When we were deciding where to move and where to do this thing Patty drew us a map of the states. It had 6 or 7 dots on it. We took that list and started to see if there was community, jobs, if there was creativity.

And then Bellingham got added after meeting a smattering of people from there.

It’s creative. There’s community and a church we know we can walk into with trust.

It’s near a good handful of our friends.

(Yes, it’s rainy and I’m from California)

So we are going to go in August get jobs, become involved, open our home and as Patty so eloquently says:

We are going to do the damn thing.

(I’m only at about 500 words or so right now and I could keep talking.)

I could tell you how much I feel believed in to do this thing. How we have people behind us, praying for us, spurring us on.

I could tell you about the passion I felt inside speaking about this place, this home.

I could tell you all these things. All these good, good things that fill my heart with hope and joy.

I have so many words that I don’t exactly know how to splash across the page.

So I want to ask you to ask me.

Ask me questions;

ask me about Spain and Washington.

 Ask me about the spirit that is now in me.

I’ll answer. I will sit across a table or a Skype screen.

And I’ll share.

So that’s it.

That is what I’m preparing for; that’s a piece of what Spain brought me too.

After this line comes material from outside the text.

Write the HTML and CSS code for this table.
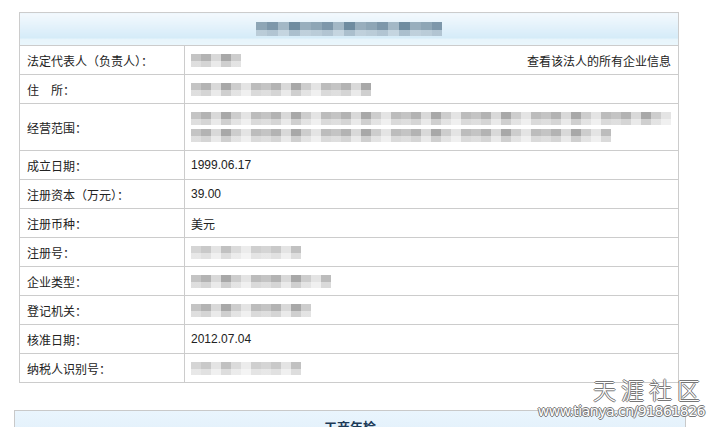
FILE: index.html
```html
<!DOCTYPE html>
<html lang="zh-CN">
<head>
  <meta charset="UTF-8">
  <meta name="viewport" content="width=device-width, initial-scale=1.0">
  <title>企业登记信息</title>
  <link rel="stylesheet" href="styles.css">
</head>
<body>
  <div class="page">
    <table class="info">
      <tr>
        <th colspan="2" class="caption"><span class="mosaic head" style="width:186px"></span></th>
      </tr>
      <tr>
        <td class="label">法定代表人（负责人）：</td>
        <td class="value">
          <div class="split">
            <span class="mosaic" style="width:50px"></span>
            <a class="link">查看该法人的所有企业信息</a>
          </div>
        </td>
      </tr>
      <tr>
        <td class="label">住　所：</td>
        <td class="value"><span class="mosaic" style="width:180px"></span></td>
      </tr>
      <tr class="tall">
        <td class="label">经营范围：</td>
        <td class="value">
          <span class="mosaic wide" style="width:480px"></span>
          <span class="mosaic wide" style="width:420px"></span>
        </td>
      </tr>
      <tr>
        <td class="label">成立日期：</td>
        <td class="value">1999.06.17</td>
      </tr>
      <tr>
        <td class="label">注册资本（万元）：</td>
        <td class="value">39.00</td>
      </tr>
      <tr>
        <td class="label">注册币种：</td>
        <td class="value">美元</td>
      </tr>
      <tr>
        <td class="label">注册号：</td>
        <td class="value"><span class="mosaic light" style="width:110px"></span></td>
      </tr>
      <tr>
        <td class="label">企业类型：</td>
        <td class="value"><span class="mosaic" style="width:140px"></span></td>
      </tr>
      <tr>
        <td class="label">登记机关：</td>
        <td class="value"><span class="mosaic" style="width:120px"></span></td>
      </tr>
      <tr>
        <td class="label">核准日期：</td>
        <td class="value">2012.07.04</td>
      </tr>
      <tr>
        <td class="label">纳税人识别号：</td>
        <td class="value"><span class="mosaic light" style="width:110px"></span></td>
      </tr>
    </table>

    <div class="section">
      <h2>工商年检</h2>
    </div>

    <!-- forum watermark -->
    <div class="watermark">
      <div class="wm-name">天涯社区</div>
      <div class="wm-url">www.tianya.cn/91861826</div>
    </div>
  </div>
</body>
</html>
```

FILE: styles.css
```css
body {
  margin: 0;
  background-color: #ffffff;
  font-family: "Liberation Sans", Arial, "Noto Sans CJK SC", sans-serif;
  font-size: 12px;
  color: #222;
}

.page {
  position: relative;
  width: 711px;
  height: 427px;
  overflow: hidden;
  padding-top: 12px;
  box-sizing: border-box;
}

.info {
  margin-left: 19px;
  width: 660px;
  border-collapse: collapse;
  border: 1px solid #c9c9c9;
}

.info td,
.info th {
  border: 1px solid #cccccc;
  padding: 0 7px;
  height: 29px;
  box-sizing: border-box;
}

.info th.caption {
  height: 33px;
  text-align: center;
  background: linear-gradient(#f3f9fd, #d4ebf8 78%, #e8f5fb 80%, #eaf6fc);
}

.label {
  width: 165px;
}

.info td.value {
  padding-left: 6px;
}

.info .tall td {
  height: 47px;
}

.split {
  display: flex;
  justify-content: space-between;
  align-items: center;
}

.link {
  color: #222;
  cursor: pointer;
}

/* pixelated (blurred out) values */
.mosaic {
  display: inline-block;
  height: 13px;
  vertical-align: middle;
  background:
    linear-gradient(to bottom, rgba(255,255,255,0) 55%, rgba(255,255,255,.45) 55%),
    repeating-linear-gradient(90deg, #c4c4c4 0 10px, #b3b3b3 10px 20px, #d9d9d9 20px 30px, #a8a8a8 30px 40px, #cdcdcd 40px 50px, #e4e4e4 50px 60px, #bcbcbc 60px 70px);
  filter: blur(0.5px);
}

.mosaic.light {
  opacity: .7;
}

.mosaic.wide {
  display: block;
  margin: 4px 0;
}

.mosaic.head {
  height: 14px;
  background:
    linear-gradient(to bottom, rgba(255,255,255,0) 60%, rgba(230,242,250,.5) 60%),
    repeating-linear-gradient(90deg, #8ea6b6 0 11px, #7d97aa 11px 22px, #a3b8c6 22px 33px, #6f8ca0 33px 44px, #98aebd 44px 55px);
}

.section {
  margin: 27px 0 0 14px;
  width: 670px;
  height: 40px;
  border: 1px solid #c9c9c9;
  background: linear-gradient(#eaf5fd, #dcedf9);
}

.section h2 {
  margin: 0;
  padding-top: 6px;
  text-align: center;
  font-size: 13px;
  color: #1d3a57;
}

.watermark {
  position: absolute;
  right: 6px;
  top: 375px;
  text-align: right;
  color: #ffffff;
  text-shadow: 1px 0 #777, -1px 0 #777, 0 1px #777, 0 -1px #777;
}

.wm-name {
  font-family: "Noto Sans CJK SC", sans-serif;
  font-size: 23px;
  letter-spacing: 5px;
  line-height: 28px;
  height: 28px;
  font-weight: 300;
}

.wm-url {
  font-family: "DejaVu Sans", sans-serif;
  font-size: 14px;
  line-height: 16px;
  letter-spacing: -0.5px;
}
```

Thank you to those who knew. To those of you who supported us and pushed us to make the decisions we were a bit scared of.

Thank you.

Let’s do this.

hope is a verb, To dream

hit replay: of a different spirit

(I’ve come to a realization that finishing g42 is finishing a season that was started 3 years ago when I heard a message at church and took it as my cue to jump. And as I will be sharing what’s next soon and where this season of 3 years has brought me; I wanted to share the original recap from the sermon I heard at Rockharbor church 3 years ago this month. It restored a spirit inside of me that I didn’t even know was there. To hear the message this is a recap of click here)

As written on January 1, 2012:

I feel like I have had a lot of “standing on a precipice” moments in my life.
One of the clearest is when at the end of my junior year in college I got elected to be the president of my fifty member University Women’s choir.

I don’t think I have ever been so afraid in my life. I was racked with doubt for the entirety of the summer. There was no possible way I should have been put in that position. I wasn’t a leader, I wasn’t perfect, I didn’t know how to lead a team of officers.

I was so wrong for the job.

When the time came to start I somehow got through Music camp, giving my devotion. Leading a team of wild and crazy freshman. But after the first rehearsal of our choir I went and cried.

It was too much for me. I couldn’t be an example. I couldn’t fight battles for these women in my choir. I couldn’t do it.

The giants were just to big for me. Just like they were for the Israelite leaders who went to look at the Promised land. They saw the milk, the honey. But they saw the giants that were smack-dab in this land that God had given them.

And that was all they really saw. Sure, they brought back the fruit, they told of the amazing land.

Then there was a really big BUT. They spoke of the giants. Of the fact that there was no possible way they could take the land.

Even though it was theirs for the taking because God had ordained it to be so.

They in that moment forgot they had a God bigger than the giants. They had a God bigger than absolutely anything and He had PROMISED them this land.

They had a God that had done so many miracles just to get them to the place where they were.

But one look at giants and all was forgotten. One word spoken of failure, loss and the people wanted to turn around and run back to Egypt.

This is the God that brought them OUT of Egypt and they were choosing to run back instead of jumping into this adventure, this life that God had given them. The Israelites didn’t stop to listen to Caleb and Joshua. These two men standing together REMEMBERING that God brought them out of Egypt. The people were choosing to run back to Egypt

How often to we choose to run back to Egypt?

How often do I choose to run back to Egypt?

Too many times to count.

In those moments when looking forward is like looking into a mine field. I was positive I was going to step on EVERY single mine. I had forgotten what God had already brought me through. Even in those first 3 years in college He had brought me through a close friend dying, through living away from home for the first time, through my first season of depression. He had made me stronger.

I promptly forgot that when I saw the giants.

But God stopped to show me I was stronger. He caused me to look down at my feet and make the move to stand with those who remembered that He would be there always. No matter what. That He would jump with us because He knew better.

I was still terrified most of the year. I was afraid most of the time that I wasn’t being a good influence to the 25 freshman girls in my choir. That I wasn’t leading the amazing friends I had in that group well. But looking back I know it was all ok because God was there each time to jump with me.

That ended up being one the most growing, amazing, refreshing, terrifying times of my life.

And now as this new year comes to being I need to remember that year. I need to remember how God brought me through that. I need to remember how God brought me out of Egypt.

Because I am on a precipice again and need to jump.

And I am terrified of those giants in the Promised Land.

But I am choosing to stand with Caleb and Joshua. To remember that our God can do anything. That He is telling me to jump.

I am choosing to live this year of a different spirit.
I am choosing to jump out and face the giants.